Kelima : berpenampilan dan berpakain syuhroh, yakni
berbeda dengan pakaian masyarakat setempat yang syar'i, sehingga nampak
exlusive dan menjadi pusat perhatian saat muncul.
*****
CIRI MANHAJ KHAWARIJ KONTEMPORER:
- Mereka mengklaim berhukum kepada hukum Allah
[al-Qur'an dan Hadits], namun disesuaikan dengan pemahaman kelompoknya.
Dan sejatinya berbeda dengan faham para sahabat dan salafush-Sholeh.

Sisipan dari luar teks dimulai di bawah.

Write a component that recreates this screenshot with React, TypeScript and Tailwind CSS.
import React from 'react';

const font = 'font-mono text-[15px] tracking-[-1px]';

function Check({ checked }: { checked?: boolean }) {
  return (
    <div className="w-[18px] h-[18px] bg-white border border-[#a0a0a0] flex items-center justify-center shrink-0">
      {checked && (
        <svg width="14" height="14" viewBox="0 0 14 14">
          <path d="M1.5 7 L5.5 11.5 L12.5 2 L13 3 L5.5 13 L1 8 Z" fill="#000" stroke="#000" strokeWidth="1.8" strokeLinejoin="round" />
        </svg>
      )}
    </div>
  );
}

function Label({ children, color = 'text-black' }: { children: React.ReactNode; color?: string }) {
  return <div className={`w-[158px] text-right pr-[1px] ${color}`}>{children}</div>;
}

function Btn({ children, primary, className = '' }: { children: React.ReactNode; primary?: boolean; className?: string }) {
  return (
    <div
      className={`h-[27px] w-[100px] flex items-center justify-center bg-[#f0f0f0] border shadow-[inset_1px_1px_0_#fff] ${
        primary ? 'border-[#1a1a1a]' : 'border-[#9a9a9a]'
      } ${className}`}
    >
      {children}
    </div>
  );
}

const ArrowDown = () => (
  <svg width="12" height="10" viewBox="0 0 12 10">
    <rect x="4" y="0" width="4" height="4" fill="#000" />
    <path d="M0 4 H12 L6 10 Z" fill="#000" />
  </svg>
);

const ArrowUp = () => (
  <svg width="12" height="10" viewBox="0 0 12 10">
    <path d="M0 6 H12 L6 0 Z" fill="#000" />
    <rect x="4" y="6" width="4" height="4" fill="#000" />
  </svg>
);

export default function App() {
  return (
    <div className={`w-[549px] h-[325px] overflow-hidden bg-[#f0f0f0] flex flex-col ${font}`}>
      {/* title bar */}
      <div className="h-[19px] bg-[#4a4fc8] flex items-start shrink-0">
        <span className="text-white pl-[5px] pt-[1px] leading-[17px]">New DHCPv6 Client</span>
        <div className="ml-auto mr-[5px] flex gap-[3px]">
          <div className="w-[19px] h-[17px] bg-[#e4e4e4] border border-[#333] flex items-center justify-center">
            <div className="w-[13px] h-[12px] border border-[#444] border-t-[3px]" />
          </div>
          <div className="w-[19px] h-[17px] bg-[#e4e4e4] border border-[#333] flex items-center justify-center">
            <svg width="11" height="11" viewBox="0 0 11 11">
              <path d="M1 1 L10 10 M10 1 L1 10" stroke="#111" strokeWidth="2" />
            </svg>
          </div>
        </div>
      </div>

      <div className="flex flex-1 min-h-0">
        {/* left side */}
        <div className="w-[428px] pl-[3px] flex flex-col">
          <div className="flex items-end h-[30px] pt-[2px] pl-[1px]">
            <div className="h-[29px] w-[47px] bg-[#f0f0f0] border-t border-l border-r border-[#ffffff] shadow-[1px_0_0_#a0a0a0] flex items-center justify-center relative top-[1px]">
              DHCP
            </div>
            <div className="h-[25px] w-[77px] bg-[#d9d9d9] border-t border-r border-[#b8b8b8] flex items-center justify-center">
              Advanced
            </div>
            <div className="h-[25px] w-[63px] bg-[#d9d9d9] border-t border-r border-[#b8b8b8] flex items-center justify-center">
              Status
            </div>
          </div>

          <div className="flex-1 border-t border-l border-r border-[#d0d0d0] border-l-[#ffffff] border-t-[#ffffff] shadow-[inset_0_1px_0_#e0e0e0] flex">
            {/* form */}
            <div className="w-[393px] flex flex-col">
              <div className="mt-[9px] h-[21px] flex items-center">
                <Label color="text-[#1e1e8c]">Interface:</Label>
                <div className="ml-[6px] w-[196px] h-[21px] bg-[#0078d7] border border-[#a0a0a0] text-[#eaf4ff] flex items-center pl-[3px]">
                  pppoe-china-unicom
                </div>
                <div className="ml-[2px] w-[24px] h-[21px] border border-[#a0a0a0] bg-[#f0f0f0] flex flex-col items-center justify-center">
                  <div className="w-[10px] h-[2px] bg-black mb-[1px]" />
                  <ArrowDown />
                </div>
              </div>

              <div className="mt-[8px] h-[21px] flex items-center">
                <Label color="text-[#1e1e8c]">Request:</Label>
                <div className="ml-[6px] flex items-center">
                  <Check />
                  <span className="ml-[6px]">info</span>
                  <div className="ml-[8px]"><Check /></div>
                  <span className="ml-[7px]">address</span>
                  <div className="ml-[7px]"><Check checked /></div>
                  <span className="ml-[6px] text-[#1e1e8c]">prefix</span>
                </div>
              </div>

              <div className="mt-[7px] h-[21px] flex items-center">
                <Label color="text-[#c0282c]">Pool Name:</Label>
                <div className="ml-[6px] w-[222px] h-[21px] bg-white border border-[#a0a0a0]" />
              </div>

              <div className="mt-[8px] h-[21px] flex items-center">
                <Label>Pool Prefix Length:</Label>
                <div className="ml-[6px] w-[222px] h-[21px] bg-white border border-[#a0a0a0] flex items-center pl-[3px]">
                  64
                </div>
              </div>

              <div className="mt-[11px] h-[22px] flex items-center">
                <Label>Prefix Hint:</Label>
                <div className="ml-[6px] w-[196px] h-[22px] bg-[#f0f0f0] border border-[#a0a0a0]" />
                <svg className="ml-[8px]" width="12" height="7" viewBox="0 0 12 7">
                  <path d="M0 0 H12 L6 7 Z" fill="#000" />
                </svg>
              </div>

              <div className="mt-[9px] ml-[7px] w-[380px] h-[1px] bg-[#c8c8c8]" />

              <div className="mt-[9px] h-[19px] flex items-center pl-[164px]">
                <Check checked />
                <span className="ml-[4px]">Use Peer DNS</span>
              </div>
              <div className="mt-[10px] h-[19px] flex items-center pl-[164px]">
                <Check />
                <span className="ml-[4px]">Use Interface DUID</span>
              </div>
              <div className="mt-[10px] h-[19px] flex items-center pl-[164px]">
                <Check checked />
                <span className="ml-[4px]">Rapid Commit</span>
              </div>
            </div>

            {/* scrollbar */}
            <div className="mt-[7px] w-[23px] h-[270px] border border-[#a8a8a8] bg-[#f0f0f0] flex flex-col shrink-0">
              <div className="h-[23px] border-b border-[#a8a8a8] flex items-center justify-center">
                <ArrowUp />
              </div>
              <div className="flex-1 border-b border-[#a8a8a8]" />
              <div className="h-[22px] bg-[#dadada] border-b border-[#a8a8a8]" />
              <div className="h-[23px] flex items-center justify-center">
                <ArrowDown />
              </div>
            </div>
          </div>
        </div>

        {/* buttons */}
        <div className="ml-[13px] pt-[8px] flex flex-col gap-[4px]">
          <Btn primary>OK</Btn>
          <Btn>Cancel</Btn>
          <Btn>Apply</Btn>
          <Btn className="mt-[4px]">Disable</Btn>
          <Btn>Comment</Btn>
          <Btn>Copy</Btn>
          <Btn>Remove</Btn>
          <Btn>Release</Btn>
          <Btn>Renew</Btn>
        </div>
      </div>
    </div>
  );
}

- Hijrah ke golongan mereka dengan cara wajib
ber-Bai'at pada imam mereka.
- Menganggap sesat, kafir dan musyrik orang yang
selain golongannya.
- Menganggap kafir orang yang tidak mengkafirkan
orang yang selain golongannya.
- Memisahkan dari dari jemaah kaum muslimin yang
tidak semanhaj dengannya.
- Memurnikan barisan dari orang-orang yang tidak
semanhaj dengannya.
DAMPAK NEGATIF MANHAJNYA:
- Memecah belah persatuan kaum muslim.
- Pertumpahan darah kaum muslimin.
- Menghalalkan darah kaum muslimin yang tidak
bai'at pada imamnya ; karena dianggap murtad keluar dari agama Islam atau
kafir harbi.
- Menghalalkan kehormatan kaum muslimin dengan
mengghibahnya dikemas dengan nahyi munkar dan Tahdzir.
- Menghalalkan harta kaum muslimin karena
dianggap sebagai ghonimah / harta rampasan perang.
- Memisahkan diri dari kaum muslim karena harus
menghajer orang yang belum hijrah dan baiat.